Parasitism, Family Conflict and Breeding Success
University of Edinburgh
Wild animals are almost always infected with large numbers of parasites. A parasite infection can be expensive for the host to deal with, leading to negative consequences such as less successful breeding or poorer survival. By altering these vital rates, effects of parasites on individual hosts have the potential to scale up and affect the dynamics of entire populations. However, different hosts suffer these effects to different extents. Intrinsically, some may be more able to cope with an infection, for example because they are in better condition or have more efficient immune systems. Hosts may also be subject to different extrinsic influences, including both their ecological environment, for example food availability, and their social environment, that is how they interact with other individuals. These differences between hosts could be especially important during breeding, when parents must weigh up how much to invest in their own parasite defences against investing in caring for their young, who may be particularly vulnerable to infection. In my PhD thesis, I investigated how parasite infection of nestling chicks and their parents influences these trade-offs between family members and how this affects the outcome of the breeding attempt.

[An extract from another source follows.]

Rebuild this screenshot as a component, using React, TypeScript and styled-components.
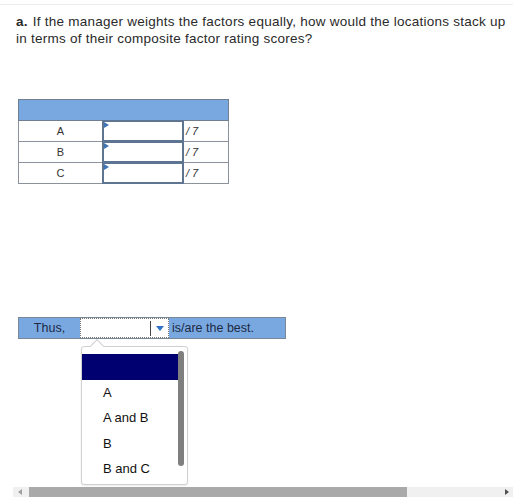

Using experimental anti-parasite treatment of the European shag Phalacrocorax aristotelis, I examined the role of gut parasites in chick growth and survival, behavioural interactions between chicks and their parents, parent condition and parents' behaviour during and after the breeding season. As a seabird, the shag is an important indicator of changes in the marine environment, and understanding its responses to these changes requires a full understanding of its ecology. Parasitism is an important part of this ecology that has until recently been overlooked.